There is an old Italian proverb that goes like this: “The beard does not make the philosopher.” This is a common saying that suggests that superficial appearance isn’t a long term solution but it’s diligence and hard earned knowledge that makes you a virtuoso. You can only fake it to a certain extent, until you cross the line and it’s just flat out lying. I think it’s self-explainable the difference between faking a smile at a party V.S. faking the confidence to pilot a plane when you have no clue. It’s not fake it ‘til you make it, but more like fake it ‘til you become it! It’s about showing up with confidence and putting in the work to learn from previous experiences and actively develop new skills, which will feed back later to warrant your confidence. By acting as if you are what you are supposed to be, where you are supposed to be, and face it ‘til you make it, you will be in a better mental state to actually devote yourself to develop skills. 

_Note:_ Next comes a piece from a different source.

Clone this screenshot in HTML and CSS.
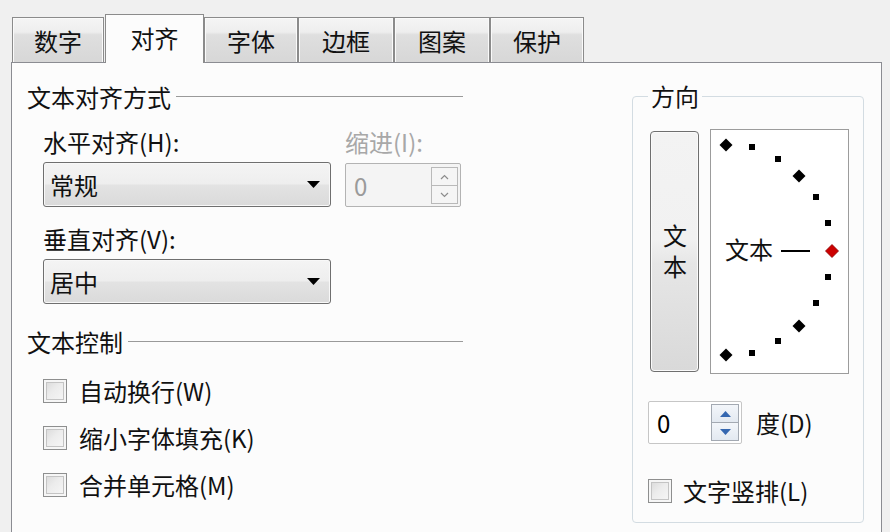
FILE: index.html
```html
<!DOCTYPE html>
<html lang="zh-CN">
  <head>
    <meta charset="UTF-8">
    <title>设置单元格格式 - 对齐</title>
    <link rel="stylesheet" href="styles.css">
  </head>
  <body>
    <!-- tab strip -->
    <div class="tabs">
      <div class="tab tab-num">数字</div>
      <div class="tab active">对齐</div>
      <div class="tab tab-font">字体</div>
      <div class="tab tab-border">边框</div>
      <div class="tab tab-pattern">图案</div>
      <div class="tab tab-protect">保护</div>
    </div>

    <div class="panel">
      <div class="left">
        <div class="group-title">文本对齐方式</div>

        <div class="field-row">
          <div class="field field-wide">
            <div class="label">水平对齐(H):</div>
            <div class="combo">
              <span>常规</span>
              <svg class="combo-arrow" width="13" height="7" viewBox="0 0 13 7"><path d="M0 0H13L6.5 7Z" fill="#000"/></svg>
            </div>
          </div>
          <div class="field field-indent disabled">
            <div class="label">缩进(I):</div>
            <div class="spin spin-disabled">
              <span class="spin-value">0</span>
              <div class="spin-buttons">
                <div class="spin-btn"><svg width="9" height="6" viewBox="0 0 9 6"><path d="M1 5L4.5 1.5L8 5" fill="none" stroke="#8c8c8c" stroke-width="1.2"/></svg></div>
                <div class="spin-btn"><svg width="9" height="6" viewBox="0 0 9 6"><path d="M1 1L4.5 4.5L8 1" fill="none" stroke="#8c8c8c" stroke-width="1.2"/></svg></div>
              </div>
            </div>
          </div>
        </div>

        <div class="field field-wide field-v">
          <div class="label">垂直对齐(V):</div>
          <div class="combo">
            <span>居中</span>
            <svg class="combo-arrow" width="13" height="7" viewBox="0 0 13 7"><path d="M0 0H13L6.5 7Z" fill="#000"/></svg>
          </div>
        </div>

        <div class="group-title group-control">文本控制</div>

        <div class="check-row"><span class="check"></span>自动换行(W)</div>
        <div class="check-row"><span class="check"></span>缩小字体填充(K)</div>
        <div class="check-row"><span class="check"></span>合并单元格(M)</div>
      </div>

      <fieldset class="orient">
        <legend>方向</legend>
        <div class="orient-top">
          <div class="vertical-btn"><span class="vertical-label">文本</span></div>
          <div class="dial">
            <svg width="137" height="243" viewBox="0 0 137 243">
              <g fill="#000">
                <path d="M15 8.5l6.5 6.5-6.5 6.5-6.5-6.5z"/>
                <rect x="38" y="14" width="6" height="6"/>
                <rect x="64" y="26" width="6" height="6"/>
                <path d="M88 39.5l6.5 6.5-6.5 6.5-6.5-6.5z"/>
                <rect x="102" y="64" width="6" height="6"/>
                <rect x="114" y="90" width="6" height="6"/>
                <rect x="114" y="144" width="6" height="6"/>
                <rect x="102" y="170" width="6" height="6"/>
                <path d="M88 189.5l6.5 6.5-6.5 6.5-6.5-6.5z"/>
                <rect x="64" y="208" width="6" height="6"/>
                <rect x="38" y="220" width="6" height="6"/>
                <path d="M15 218.5l6.5 6.5-6.5 6.5-6.5-6.5z"/>
              </g>
              <path d="M121 114.5l6.5 6.5-6.5 6.5-6.5-6.5z" fill="#cc0000" stroke="#8a0000" stroke-width="0.8"/>
              <text x="14" y="129" class="dial-text">文本</text>
              <rect x="70" y="120" width="29" height="2" fill="#000"/>
            </svg>
          </div>
        </div>

        <div class="degree-row">
          <div class="spin spin-degree">
            <span class="spin-value">0</span>
            <div class="spin-buttons">
              <div class="spin-btn blue"><svg width="11" height="6" viewBox="0 0 11 6"><path d="M0 6L5.5 0L11 6Z" fill="#3567b0"/></svg></div>
              <div class="spin-btn blue"><svg width="11" height="6" viewBox="0 0 11 6"><path d="M0 0L5.5 6L11 0Z" fill="#3567b0"/></svg></div>
            </div>
          </div>
          <span class="degree-label">度(D)</span>
        </div>

        <div class="check-row vertical-text"><span class="check"></span>文字竖排(L)</div>
      </fieldset>
    </div>
  </body>
</html>
```

FILE: styles.css
```css
body {
    margin: 0;
    background: #f0f0f0;
    font-family: "Noto Sans CJK SC", "Liberation Sans", sans-serif;
    font-size: 24px;
    color: #111;
    overflow: hidden;
}

/* tabs */
.tabs {
    display: flex;
    align-items: flex-end;
    padding: 14px 0 0 12px;
    height: 62px;
    box-sizing: border-box;
}
.tab {
    box-sizing: border-box;
    height: 45px;
    padding-top: 11px;
    line-height: 24px;
    text-align: center;
    border: 1px solid #8b8b8b;
    border-bottom: none;
    background: linear-gradient(#f5f5f5 0%, #eeeeee 32%, #dfdfdf 38%, #d7d7d7 100%);
    box-shadow: inset 1px 1px 0 #fafafa, inset -1px 0 0 #fafafa;
}
.tab-num { width: 92px; margin-right: 1px; }
.tab-font { width: 94px; }
.tab-border { width: 96px; }
.tab-pattern { width: 96px; }
.tab-protect { width: 94px; }
.tab.active {
    width: 99px;
    height: 49px;
    margin-bottom: -1px;
    padding-top: 11px;
    background: #fcfcfc;
    box-shadow: none;
    position: relative;
    z-index: 1;
}

/* main panel */
.panel {
    display: flex;
    align-items: flex-start;
    margin-left: 11px;
    width: 871px;
    height: 470px;
    box-sizing: border-box;
    border: 1px solid #8b8c92;
    border-bottom: none;
    background: #fcfcfc;
    padding: 22px 17px 0 15px;
}

.left {
    width: 436px;
}

.group-title {
    display: flex;
    align-items: center;
    gap: 5px;
    line-height: 24px;
    height: 24px;
    white-space: nowrap;
}
.group-title::after {
    content: "";
    flex: 1;
    height: 1px;
    margin-top: -1px;
    background: #9a9a9a;
}
.group-control {
    margin-top: 26px;
}

.field-row {
    display: flex;
    margin-top: 21px;
}
.field-wide {
    margin-left: 16px;
    width: 288px;
}
.field-indent {
    margin-left: 14px;
}
.field-v {
    margin-top: 20px;
}
.label {
    line-height: 24px;
    height: 24px;
}
.disabled .label {
    color: #a8a8a8;
}

.combo {
    display: flex;
    align-items: center;
    justify-content: space-between;
    box-sizing: border-box;
    height: 45px;
    margin-top: 8px;
    padding: 0 10px 0 6px;
    border: 1px solid #6f6f6f;
    border-radius: 3px;
    background: linear-gradient(#f4f4f4 0%, #eeeeee 48%, #e3e3e3 52%, #dadada 100%);
    box-shadow: inset 0 0 0 1px #f8f8f8;
}

/* spin boxes */
.spin {
    display: flex;
    align-items: center;
    justify-content: space-between;
    box-sizing: border-box;
    border-radius: 2px;
}
.spin-disabled {
    width: 116px;
    height: 44px;
    margin-top: 9px;
    padding: 3px 2px 2px 8px;
    border: 1px solid #b3b3b3;
    background: #f4f4f4;
    color: #9a9a9a;
}
.spin-buttons {
    display: flex;
    flex-direction: column;
    align-self: stretch;
}
.spin-btn {
    flex: 1;
    width: 27px;
    box-sizing: border-box;
    display: flex;
    align-items: center;
    justify-content: center;
    border: 1px solid #b9b9b9;
    background: #f5f5f5;
}
.spin-btn + .spin-btn {
    border-top: none;
}
.spin-degree {
    width: 94px;
    height: 43px;
    padding: 2px 2px 2px 8px;
    border: 1px solid #c6c6c6;
    background: #fff;
    color: #000;
}
.spin-btn.blue {
    width: 28px;
    border-color: #a3a9b2;
    background: linear-gradient(#f3f6fa, #e3e9f1);
}

/* checkboxes */
.check-row {
    display: flex;
    align-items: center;
    height: 24px;
    line-height: 24px;
    margin-top: 23px;
    padding-left: 16px;
    white-space: nowrap;
}
.group-control + .check-row {
    margin-top: 25px;
}
.check {
    width: 24px;
    height: 24px;
    box-sizing: border-box;
    margin-right: 12px;
    border: 1px solid #8e8f8f;
    background: linear-gradient(135deg, #d6d6d6 0%, #ececec 45%, #f8f8f8 100%);
    box-shadow: inset 0 0 0 2px #f6f6f6, inset 0 0 0 3px #c4c4c4;
}

/* orientation group */
.orient {
    box-sizing: border-box;
    width: 232px;
    min-width: 0;
    margin: -1px 0 0 auto;
    padding: 21px 0 19px 15px;
    border: 1px solid #d3dce2;
    border-radius: 4px;
}
.orient legend {
    padding: 0 3px;
    line-height: 24px;
}
.orient-top {
    display: flex;
    align-items: center;
    gap: 11px;
}
.vertical-btn {
    display: flex;
    align-items: center;
    justify-content: center;
    width: 49px;
    height: 241px;
    margin-left: 2px;
    box-sizing: border-box;
    border: 1px solid #6f6f6f;
    border-radius: 4px;
    background: linear-gradient(#f3f3f3 0%, #f1f1f1 45%, #e6e6e6 55%, #d9d9d9 100%);
    box-shadow: inset 0 0 0 1px #fafafa;
}
.vertical-label {
    writing-mode: vertical-rl;
    letter-spacing: 7px;
    line-height: 24px;
    margin-bottom: -7px;
}
.dial {
    width: 139px;
    height: 245px;
    box-sizing: border-box;
    border: 1px solid #9c9c9c;
    background: #fff;
}
.dial svg {
    display: block;
}
.dial-text {
    font-family: "Noto Sans CJK SC", sans-serif;
    font-size: 24px;
    fill: #111;
}

.degree-row {
    display: flex;
    align-items: center;
    margin-top: 27px;
}
.degree-label {
    margin-left: 14px;
    line-height: 24px;
}
.vertical-text {
    margin-top: 35px;
    padding-left: 0;
}
.vertical-text .check {
    margin-right: 11px;
}
```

To summarize my vlog, I want to take a moment to quote the famous philosopher Lady Gaga: “I used to walk down the street like I was a f-ing star… I want people to walk around delusional about how great they can be – and then to fight so hard for it every day that the lie becomes the truth.” So basically the point I am trying to deliver… If you are still reading, I hope you find this blog slightly helpful! 

Thank you for making it to the end, and good luck with all your future endeavors!